Dataset excerpt —
= = = = =

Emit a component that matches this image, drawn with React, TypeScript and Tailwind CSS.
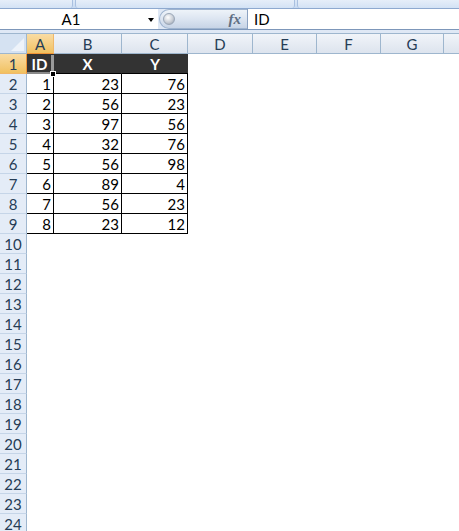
import React from 'react'

const COLS = [
  { key: 'A', w: 'w-[27px]' },
  { key: 'B', w: 'w-[68px]' },
  { key: 'C', w: 'w-[66px]' },
  { key: 'D', w: 'w-[65px]' },
  { key: 'E', w: 'w-[64px]' },
  { key: 'F', w: 'w-[64px]' },
  { key: 'G', w: 'w-[63px]' },
]

const DATA: [number, number, number][] = [
  [1, 23, 76],
  [2, 56, 23],
  [3, 97, 56],
  [4, 32, 76],
  [5, 56, 98],
  [6, 89, 4],
  [7, 56, 23],
  [8, 23, 12],
]

const FONT = { fontFamily: 'Lato, "Open Sans", Arial, sans-serif' }

function RowHeader({ n, active = false }: { n: number; active?: boolean }) {
  return (
    <div
      className={`w-[27px] shrink-0 h-full flex items-center justify-center pt-[2px] text-[15px] border-r border-b ${
        active
          ? 'bg-gradient-to-b from-[#f9dca4] to-[#f1c15f] border-r-[#f29536] border-b-[#f0b86a] text-[#263d56]'
          : 'bg-[#e4ecf7] border-r-[#9eb6ce] border-b-[#c5d5e8] text-[#263d56]'
      }`}
    >
      {n}
    </div>
  )
}

function FormulaBar() {
  return (
    <div className="bg-[#dfe8f5]">
      {/* ribbon bottom edge */}
      <div className="h-[9px] flex border-b border-[#8ea9cf] bg-gradient-to-b from-[#dce8f7] to-[#c8daf1]">
        <div className="w-[73px] border-r border-[#a9c0e0] rounded-br-[3px] bg-gradient-to-b from-[#e6eef9] to-[#d3e2f5]" />
        <div className="w-[2px]" />
        <div className="w-[220px] border-x border-[#a9c0e0] rounded-b-[3px] bg-gradient-to-b from-[#e6eef9] to-[#d3e2f5]" />
        <div className="w-[2px]" />
        <div className="flex-1 border-l border-[#a9c0e0] rounded-bl-[3px] bg-gradient-to-b from-[#e6eef9] to-[#d3e2f5]" />
      </div>
      <div className="h-[21px] flex border-b border-[#7d97ba]">
        <div className="w-[158px] bg-white flex items-center relative">
          <span className="flex-1 text-center text-[15px] text-black pr-[16px] pt-[1px]">A1</span>
          <span className="absolute left-[148px] top-[9px] w-0 h-0 border-x-[3.5px] border-x-transparent border-t-[4px] border-t-black" />
        </div>
        <div className="w-[88px] ml-[1px] rounded-l-full border border-r-0 border-[#9fb4cf] bg-gradient-to-b from-[#eef3f9] via-[#dce5f1] to-[#c7d4e6] flex items-center">
          <span className="ml-[3px] w-[12px] h-[12px] rounded-full bg-[radial-gradient(circle_at_40%_35%,#ffffff,#c9ced6_55%,#8c96a4)] border border-[#9aa7b8]" />
          <span
            className="ml-auto mr-[6px] text-[15px] italic font-bold text-[#5f6f84]"
            style={{ fontFamily: '"Liberation Serif", serif' }}
          >
            fx
          </span>
        </div>
        <div className="flex-1 bg-white border-l border-[#8aa1c1] flex items-center pl-[6px] pt-[1px] text-[15px] text-black">
          ID
        </div>
      </div>
      <div className="h-[3px]" />
    </div>
  )
}

function ColumnHeaders() {
  return (
    <div className="h-[21px] flex border-t border-[#9eb6ce]">
      <div className="w-[27px] shrink-0 border-r border-b border-[#9eb6ce] bg-[#d5e2f2] relative overflow-hidden">
        <span className="absolute right-[2px] bottom-[2px] w-0 h-0 border-l-[13px] border-l-transparent border-b-[13px] border-b-[#eef3fa]" />
      </div>
      {COLS.map((c) => (
        <div
          key={c.key}
          className={`${c.w} shrink-0 flex items-center justify-center pt-[1px] text-[15px] border-r border-b ${
            c.key === 'A'
              ? 'bg-gradient-to-b from-[#f9dca4] to-[#f1c15f] border-r-[#f0b86a] border-b-[#f29536]'
              : 'bg-gradient-to-b from-[#f1f4f9] to-[#dde4ee] border-r-[#9eb6ce] border-b-[#9eb6ce]'
          } text-[#263d56]`}
        >
          {c.key}
        </div>
      ))}
      <div className="flex-1 bg-gradient-to-b from-[#f1f4f9] to-[#dde4ee] border-b border-[#9eb6ce]" />
    </div>
  )
}

const cell = 'shrink-0 border-r border-b border-black flex items-center justify-end pr-[2px] pt-[2px] text-[15px] text-black'

export default function App() {
  const rows = Array.from({ length: 24 }, (_, i) => i + 1)

  return (
    <div className="w-[459px] h-[531px] overflow-hidden bg-white" style={FONT}>
      <FormulaBar />
      <ColumnHeaders />
      <div>
        {rows.map((n) => {
          if (n === 1) {
            return (
              <div key={n} className="h-[20px] flex">
                <RowHeader n={1} active />
                <div className="w-[27px] shrink-0 bg-[#333333] border-b border-black relative flex items-center justify-center pt-[1px] pr-[2px] text-white font-bold text-[15px]">
                  ID
                  <span className="absolute right-0 top-[1px] bottom-[-1px] w-[3px] bg-[#9a9a9a]" />
                  <span className="absolute left-0 right-0 bottom-[-1px] h-[2px] bg-[#8a8a8a]" />
                  <span className="absolute right-[-2px] bottom-[-4px] w-[6px] h-[6px] bg-black border border-white z-10" />
                </div>
                <div className="w-[68px] shrink-0 bg-[#333333] border-r border-[#333333] border-b border-b-black flex items-center justify-center pt-[1px] text-white font-bold text-[15px]">
                  X
                </div>
                <div className="w-[66px] shrink-0 bg-[#333333] border-b border-black flex items-center justify-center pt-[1px] text-white font-bold text-[15px]">
                  Y
                </div>
                <div className="flex-1" />
              </div>
            )
          }
          const d = DATA[n - 2]
          return (
            <div key={n} className="h-[20px] flex">
              <RowHeader n={n} />
              {d ? (
                <>
                  <div className={`w-[27px] ${cell}`}>{d[0]}</div>
                  <div className={`w-[68px] ${cell}`}>{d[1]}</div>
                  <div className={`w-[66px] ${cell}`}>{d[2]}</div>
                </>
              ) : null}
              <div className="flex-1" />
            </div>
          )
        })}
      </div>
    </div>
  )
}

= = = = =

Task goal — Repeat only the lines between the start of the data and the line with "import React from 'react'", including those two lines, and skip the pictures.

Solved exercise —
Emit a component that matches this image, drawn with React, TypeScript and Tailwind CSS.
import React from 'react'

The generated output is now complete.